Domestic data showed that retail sales rose 1.1 per cent in June, easily beating forecasts, on pricier gasoline and higher sales at car dealerships, but sales were seen falling in July.
U.S. stocks fell and the dollar rose on Friday, even as Treasury yields gained, with traders anxious about inflation and what the Federal Reserve will do to combat it.
The Canadian dollar traded for 76.98 cents US compared with 77.35 cents US on Thursday.
With higher rates looming, large technology stocks such as Amazon.com Inc and Alphabet Inc fell more than 2 per cent. Major banks such as JPMorgan Chase & Co, Bank of America Corp , and Deutsche Bank AG declined more than 2 per cent, a reversal of the sector’s late-summer rebound. And an earnings miss by heavy equipment maker Deere & Co. added to the risk-off mood.
The Dow Jones Industrial Average fell 0.86 per cent, to 33,706.15, the S&P 500 lost 1.29 per cent, to 4,228.37, and the Nasdaq Composite dropped about 2 per cent, to 12,705.22.
European shares fell on Friday and posted a weekly loss as the highest-ever jump in German producer prices in July added to gloom over the economic outlook. The pan-European STOXX 600 ended 0.8 per cent lower.
The MSCI world equity index, which tracks shares in 47 countries, was down 1.3 per cent.
“When market participants start to return from their holidays and look back ... they will find central banks still far from having achieved their goals of reining in inflation,” ING rates strategists said in a note to clients.
“That means a continued tussle between central bank tightening expectations and recession fears.”
U.S. central bank officials have “a lot of time still” before they need to decide how large an interest rate increase to approve at their Sept. 20-21 policy meeting, Richmond Federal Reserve President Thomas Barkin said on Friday.

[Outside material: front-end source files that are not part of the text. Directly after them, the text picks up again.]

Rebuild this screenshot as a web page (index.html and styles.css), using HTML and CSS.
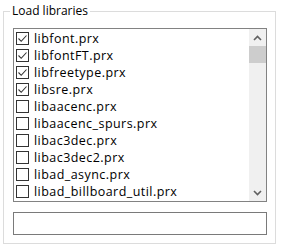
FILE: index.html
```html
<!DOCTYPE html>
<html lang="en">
<head>
    <meta charset="UTF-8">
    <title>Load libraries</title>
    <link rel="stylesheet" href="styles.css">
</head>
<body>
    <fieldset class="group">
        <legend class="group-title">Load libraries</legend>

        <!-- checked list of modules -->
        <div class="listbox">
            <div class="list-items">
                <label class="item"><span class="check on"><svg width="11" height="11" viewBox="0 0 11 11"><path d="M1.5 5.5 L4.2 8.3 L9.5 2.5" fill="none" stroke="#333" stroke-width="1.1"/></svg></span>libfont.prx</label>
                <label class="item"><span class="check on"><svg width="11" height="11" viewBox="0 0 11 11"><path d="M1.5 5.5 L4.2 8.3 L9.5 2.5" fill="none" stroke="#333" stroke-width="1.1"/></svg></span>libfontFT.prx</label>
                <label class="item"><span class="check on"><svg width="11" height="11" viewBox="0 0 11 11"><path d="M1.5 5.5 L4.2 8.3 L9.5 2.5" fill="none" stroke="#333" stroke-width="1.1"/></svg></span>libfreetype.prx</label>
                <label class="item"><span class="check on"><svg width="11" height="11" viewBox="0 0 11 11"><path d="M1.5 5.5 L4.2 8.3 L9.5 2.5" fill="none" stroke="#333" stroke-width="1.1"/></svg></span>libsre.prx</label>
                <label class="item"><span class="check"></span>libaacenc.prx</label>
                <label class="item"><span class="check"></span>libaacenc_spurs.prx</label>
                <label class="item"><span class="check"></span>libac3dec.prx</label>
                <label class="item"><span class="check"></span>libac3dec2.prx</label>
                <label class="item"><span class="check"></span>libad_async.prx</label>
                <label class="item"><span class="check"></span>libad_billboard_util.prx</label>
            </div>
            <div class="scrollbar">
                <div class="scroll-btn">
                    <svg width="9" height="6" viewBox="0 0 9 6"><path d="M1 5 L4.5 1.5 L8 5" fill="none" stroke="#606060" stroke-width="1.6"/></svg>
                </div>
                <div class="scroll-thumb"></div>
                <div class="scroll-track"></div>
                <div class="scroll-btn">
                    <svg width="9" height="6" viewBox="0 0 9 6"><path d="M1 1 L4.5 4.5 L8 1" fill="none" stroke="#606060" stroke-width="1.6"/></svg>
                </div>
            </div>
        </div>

        <div class="textbox"></div>
    </fieldset>
</body>
</html>
```

FILE: styles.css
```css
* {
    box-sizing: border-box;
}

body {
    margin: 0;
    padding: 3px 0 0 3px;
    background: #ffffff;
    font-family: 'Segoe UI', 'Open Sans', 'Noto Sans', sans-serif;
    font-size: 12px;
    color: #000;
}

/* group box */
.group {
    width: 273px;
    margin: 0;
    padding: 9px 8px 8px 9px;
    border: 1px solid #dcdcdc;
}

.group-title {
    margin-left: -3px;
    padding: 0 2px;
    line-height: 16px;
    height: 16px;
}

.listbox {
    display: flex;
    width: 254px;
    height: 174px;
    border: 1px solid #828282;
    overflow: hidden;
}

.list-items {
    flex: 1;
    display: flex;
    flex-direction: column;
    padding-top: 1px;
    font-size: 12.5px;
    line-height: 17px;
    letter-spacing: 0.45px;
}

.item {
    display: flex;
    align-items: center;
    height: 17px;
    padding-left: 2px;
    white-space: nowrap;
}

.check {
    width: 13px;
    height: 13px;
    border: 1px solid #333;
    margin-right: 5px;
    flex-shrink: 0;
    display: flex;
}

.scrollbar {
    width: 17px;
    display: flex;
    flex-direction: column;
    background: #f0f0f0;
}

.scroll-btn {
    height: 17px;
    display: flex;
    align-items: center;
    justify-content: center;
}

.scroll-thumb {
    height: 17px;
    background: #cdcdcd;
}

.scroll-track {
    flex: 1;
}

.textbox {
    width: 254px;
    height: 23px;
    margin-top: 10px;
    border: 1px solid #7a7a7a;
}
```
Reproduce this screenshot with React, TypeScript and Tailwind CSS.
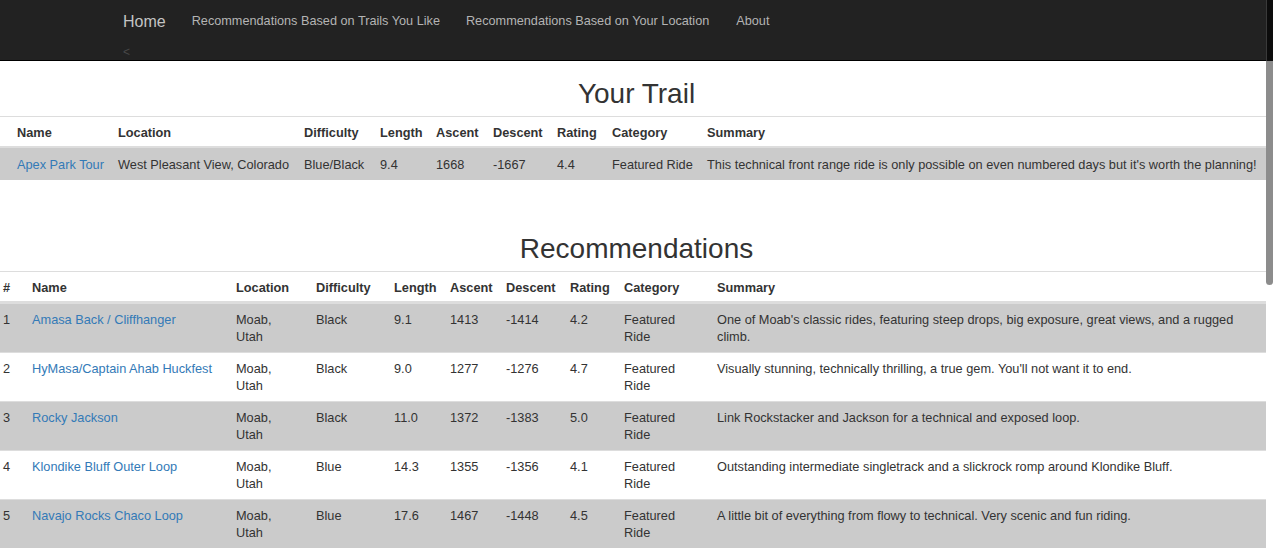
import React from 'react';

interface Trail {
  name: string;
  location: string;
  difficulty: string;
  length: string;
  ascent: string;
  descent: string;
  rating: string;
  category: string;
  summary: string;
}

const yourTrail: Trail = {
  name: 'Apex Park Tour',
  location: 'West Pleasant View, Colorado',
  difficulty: 'Blue/Black',
  length: '9.4',
  ascent: '1668',
  descent: '-1667',
  rating: '4.4',
  category: 'Featured Ride',
  summary: "This technical front range ride is only possible on even numbered days but it's worth the planning!",
};

const recommendations: Trail[] = [
  {
    name: 'Amasa Back / Cliffhanger',
    location: 'Moab, Utah',
    difficulty: 'Black',
    length: '9.1',
    ascent: '1413',
    descent: '-1414',
    rating: '4.2',
    category: 'Featured Ride',
    summary: "One of Moab's classic rides, featuring steep drops, big exposure, great views, and a rugged climb.",
  },
  {
    name: 'HyMasa/Captain Ahab Huckfest',
    location: 'Moab, Utah',
    difficulty: 'Black',
    length: '9.0',
    ascent: '1277',
    descent: '-1276',
    rating: '4.7',
    category: 'Featured Ride',
    summary: "Visually stunning, technically thrilling, a true gem. You'll not want it to end.",
  },
  {
    name: 'Rocky Jackson',
    location: 'Moab, Utah',
    difficulty: 'Black',
    length: '11.0',
    ascent: '1372',
    descent: '-1383',
    rating: '5.0',
    category: 'Featured Ride',
    summary: 'Link Rockstacker and Jackson for a technical and exposed loop.',
  },
  {
    name: 'Klondike Bluff Outer Loop',
    location: 'Moab, Utah',
    difficulty: 'Blue',
    length: '14.3',
    ascent: '1355',
    descent: '-1356',
    rating: '4.1',
    category: 'Featured Ride',
    summary: 'Outstanding intermediate singletrack and a slickrock romp around Klondike Bluff.',
  },
  {
    name: 'Navajo Rocks Chaco Loop',
    location: 'Moab, Utah',
    difficulty: 'Blue',
    length: '17.6',
    ascent: '1467',
    descent: '-1448',
    rating: '4.5',
    category: 'Featured Ride',
    summary: 'A little bit of everything from flowy to technical. Very scenic and fun riding.',
  },
];

const headers = ['Name', 'Location', 'Difficulty', 'Length', 'Ascent', 'Descent', 'Rating', 'Category', 'Summary'];

const trailCells = (t: Trail) => [t.location, t.difficulty, t.length, t.ascent, t.descent, t.rating, t.category];

const gridOne = 'grid grid-cols-[17px_101px_186px_76px_56px_57px_64px_55px_95px_1fr] w-[1266px] whitespace-nowrap';
const gridTwo = 'grid grid-cols-[29px_204px_80px_78px_56px_56px_64px_54px_93px_1fr] w-[1266px] pl-[3px] pr-[8px]';

const App: React.FC = () => {
  return (
    <div className="relative min-h-[548px] bg-white text-[12.75px] leading-[17px] text-[#333] font-['Liberation_Sans',Arial,sans-serif]">
      {/* navbar */}
      <nav className="h-[61px] bg-[#222] border-b border-black pl-[110px]">
        <div className="flex h-[41px] pt-[1px] items-center text-[12.7px]">
          <a className="px-[13px] pt-[1px] text-[16px] text-[#c4c4c4]">Home</a>
          <a className="px-[13px] text-[#b4b4b4]">Recommendations Based on Trails You Like</a>
          <a className="px-[13px] text-[#b4b4b4]">Recommendations Based on Your Location</a>
          <a className="pl-[14px] pr-[13px] text-[#b4b4b4]">About</a>
        </div>
        <div className="pl-[13px] pt-[3px] text-[12px] text-[#484848]">&lt;</div>
      </nav>

      {/* your trail */}
      <h1 className="mt-[17px] mb-[7px] text-center text-[28px] leading-[31px]">Your Trail</h1>
      <div className={`${gridOne} border-t border-[#ddd] border-b-2 pt-[7px] pb-[5px] font-bold`}>
        <div />
        {headers.map((h) => (
          <div key={h}>{h}</div>
        ))}
      </div>
      <div className={`${gridOne} bg-[#cbcbcb] pt-[8px] pb-[7px]`}>
        <div />
        <div className="text-[#337ab7]">{yourTrail.name}</div>
        {trailCells(yourTrail).map((c, i) => (
          <div key={i}>{c}</div>
        ))}
        <div>{yourTrail.summary}</div>
      </div>

      {/* recommendations */}
      <h1 className="mt-[53px] mb-[7px] text-center text-[28px] leading-[31px]">Recommendations</h1>
      <div className={`${gridTwo} border-t border-[#ddd] border-b-2 pt-[7px] pb-[5px] font-bold`}>
        <div>#</div>
        {headers.map((h) => (
          <div key={h}>{h}</div>
        ))}
      </div>
      {recommendations.map((t, idx) => (
        <div
          key={t.name}
          className={`${gridTwo} border-t border-[#ddd] pt-[7px] pb-[7px] ${idx % 2 === 0 ? 'bg-[#cbcbcb]' : 'bg-white'}`}
        >
          <div>{idx + 1}</div>
          <div className="pr-[14px] text-[#337ab7]">{t.name}</div>
          {trailCells(t).map((c, i) => (
            <div key={i} className={i === 0 ? 'pr-[17px]' : 'pr-[14px]'}>
              {c}
            </div>
          ))}
          <div>{t.summary}</div>
        </div>
      ))}

      {/* overlay scrollbar */}
      <div className="absolute right-0 top-0 w-[7px] h-[61px] bg-[#0c0c0c] border-l border-[#3a3a3a]" />
      <div className="absolute right-0 top-[61px] w-[7px] h-[224px] bg-black/45 rounded-b-[4px]" />
    </div>
  );
};

export default App;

But more hawkish Fed official comments on Thursday helped push the dollar index up on Friday around 0.5 per cent, a one-month high. The euro was down 0.44 per cent at $1.003.
U.S. Treasury yields also rose on Friday, mimicking European bonds’ own sell-off on inflationary fears.

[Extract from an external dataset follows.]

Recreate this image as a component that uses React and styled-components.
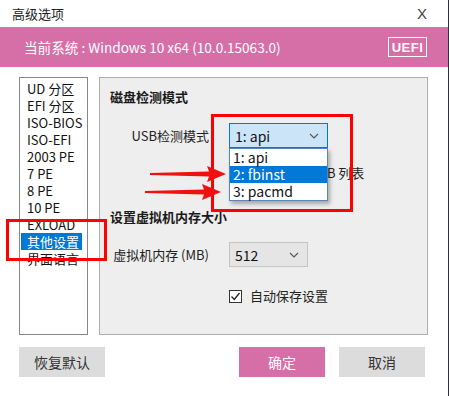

The U.S. benchmark 10-year Treasury yield rose to a month high of 2.9776 per cent, just shy of the 3 per cent threshold it crossed in May for the first time since 2018 as investors worried about the U.S. Federal Reserve’s plan to tighten monetary conditions.
Next week, investors will be paying close attention to minutes from the European Central Bank’s July meeting, as well as comments by Fed Chair Jerome Powell when he addresses the annual global central banking conference in Jackson Hole, Wyoming, on Aug. 26.
“Incoming data, on net, suggests the U.S. economy retains fairly healthy momentum,” Michael Gapen, a Bank of America economist, wrote in a client note. He cited improving motor vehicle assembly and retail sales data, but noted declining housing numbers.
“Incoming data was not uniformly strong ... and we note that stronger momentum will ultimately be met with additional policy rate firming,” Gapen added.
Cryptocurrencies fell sharply, with sudden selling dragging bitcoin to a three-week low. It was last at $21,332, down nearly 9 per cent on the day.
Gold was headed for its first weekly drop in a month after hitting a three-week low. Spot gold fell for a fifth straight session, down about 0.67 per cent at $1,746 per ounce, in what could be its longest losing streak since November 2021.
Oil prices steadied on Friday, but fell for the week on a stronger U.S. dollar and fears that an economic slowdown would weaken crude demand.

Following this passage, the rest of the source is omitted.